Relationship with Other Provisions
Article 243H is closely linked with several other articles in Part IX of the Constitution:
- Article 243G: Empowers Panchayats to perform functions relating to economic development and social justice.
- Article 243I: Provides for the State Finance Commission, which reviews financial positions and recommends measures for fiscal devolution.
- Article 243ZD: Establishes the District Planning Committee to coordinate local development planning.
Together, these provisions create a comprehensive framework for fiscal and functional decentralisation in rural governance.
Implementation and Practical Challenges
Although Article 243H provides for financial empowerment, its realisation varies widely across states.

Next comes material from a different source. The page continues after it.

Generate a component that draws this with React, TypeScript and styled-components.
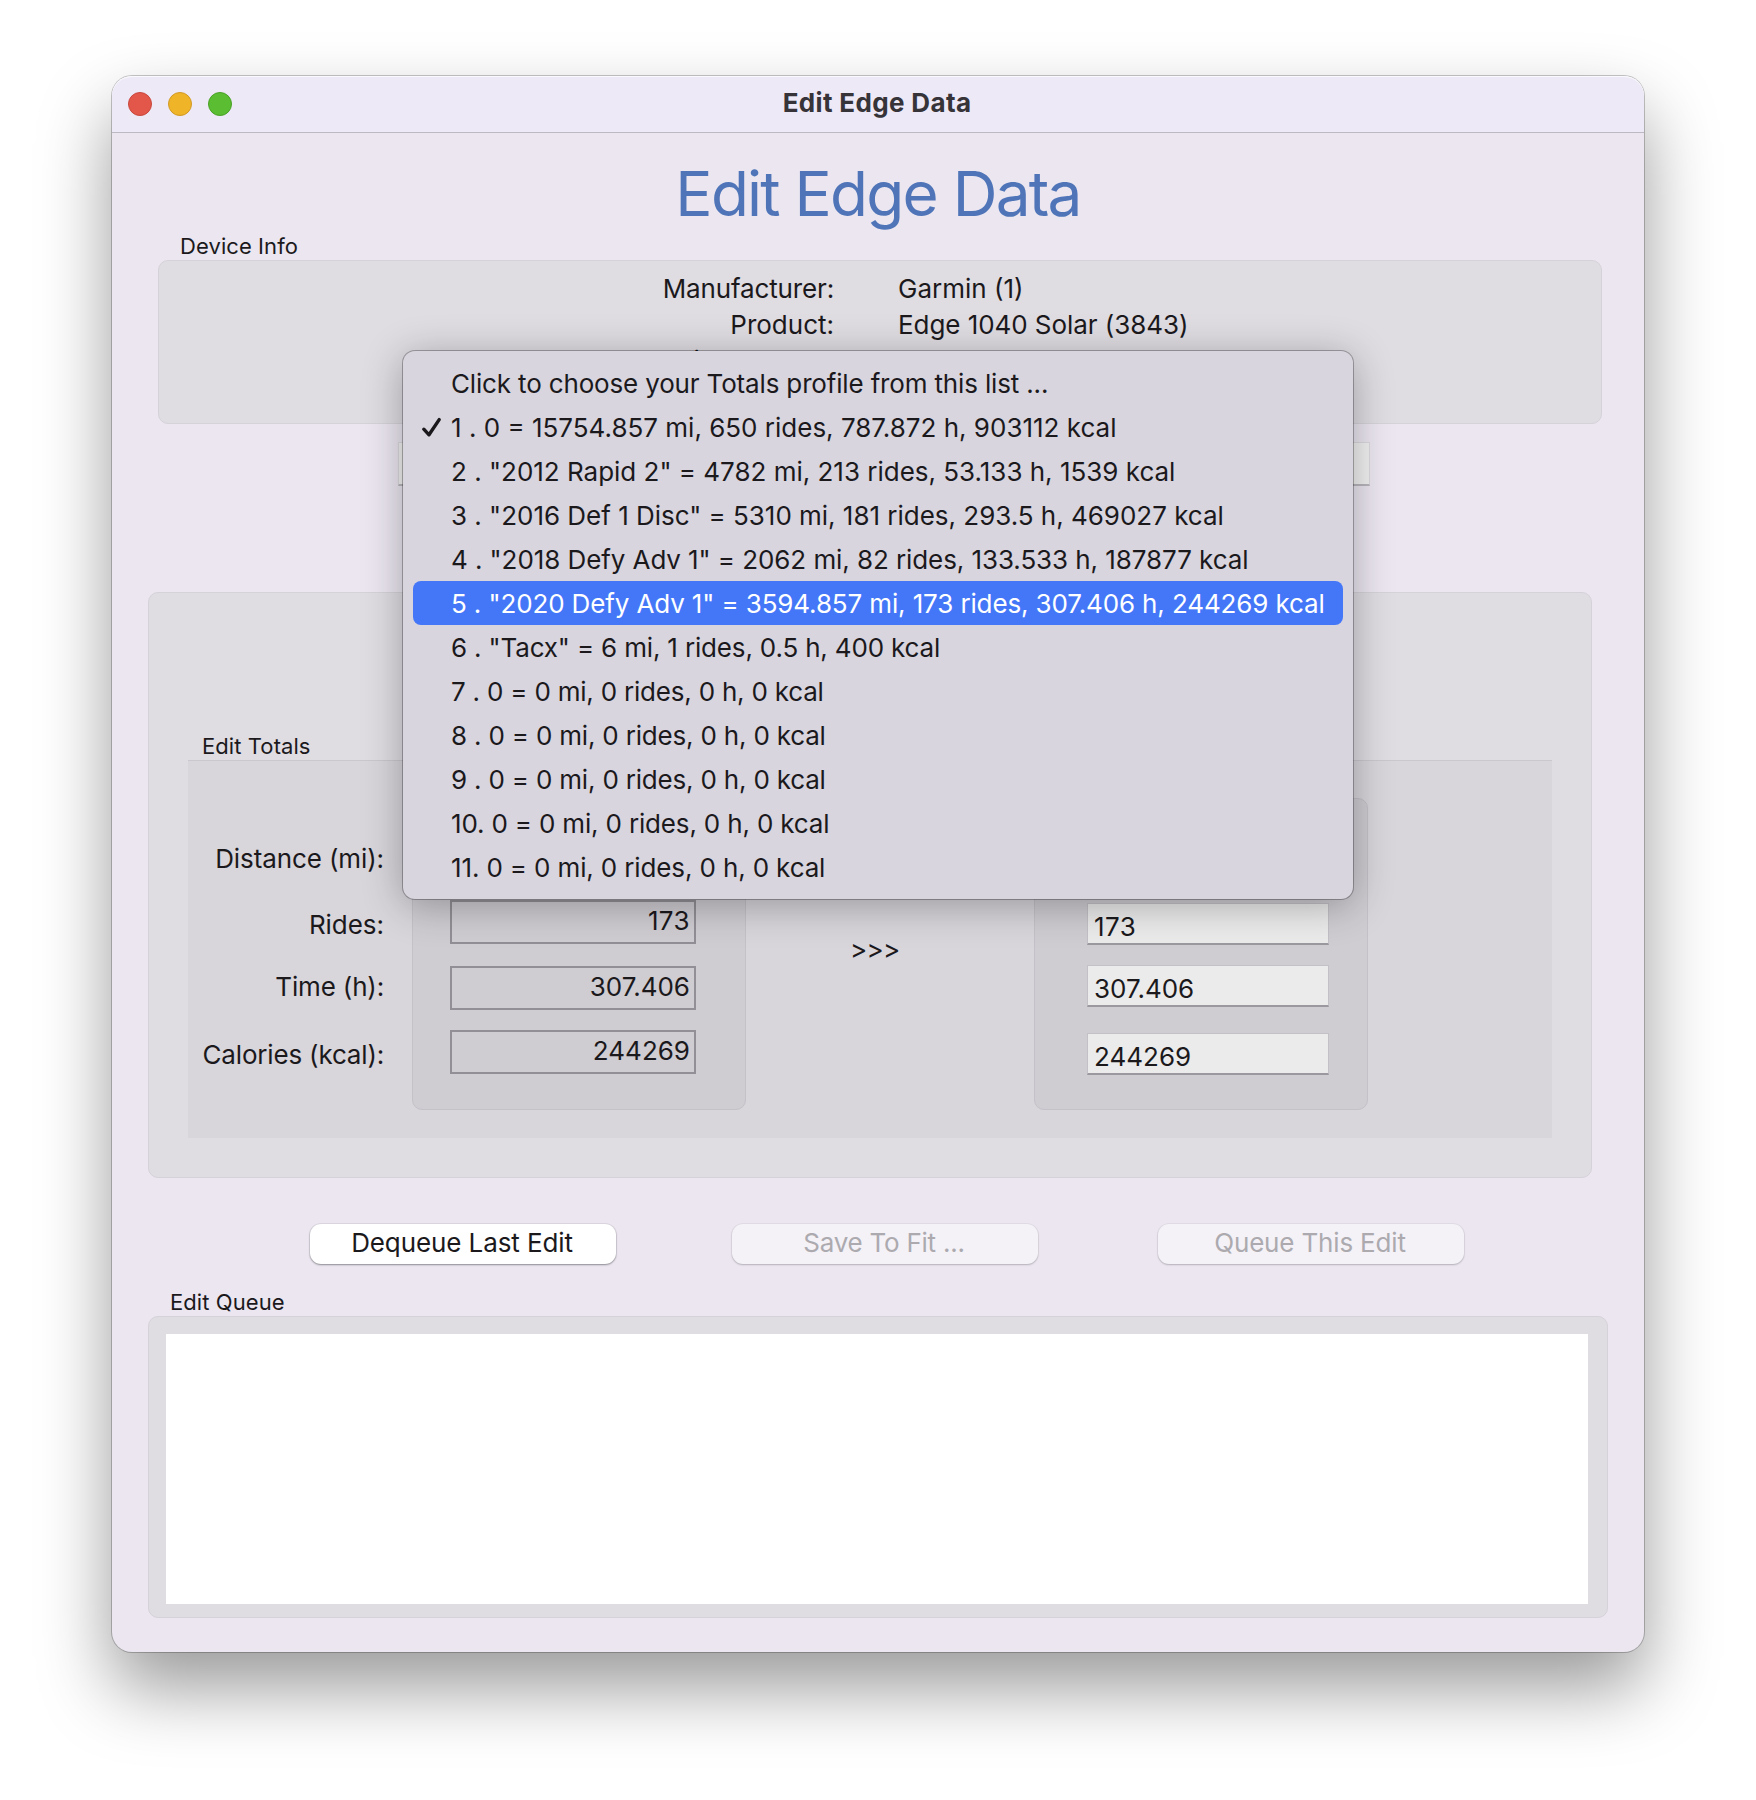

Major challenges include:
- Limited tax base: Many rural areas lack sufficient economic activity to generate significant local revenue.
- Dependence on grants: Panchayats often rely heavily on state and central grants rather than self-generated income.
- Delays in fund transfers: Bureaucratic hurdles often impede timely disbursement of funds.
- Weak financial management: Lack of professional expertise in budgeting and accounting affects efficient utilisation.
- Political interference: Fiscal decisions may be influenced by state-level politics, reducing Panchayat autonomy.
To address these challenges, the Finance Commissions and Ministry of Panchayati Raj have repeatedly emphasised the need for capacity building, timely audits, and stronger fiscal decentralisation.
Constitutional and Democratic Significance
Article 243H embodies the economic foundation of local self-governance envisioned by the 73rd Amendment. By granting Panchayats the authority to raise and manage their own funds, it transforms them into financially viable institutions capable of independent decision-making.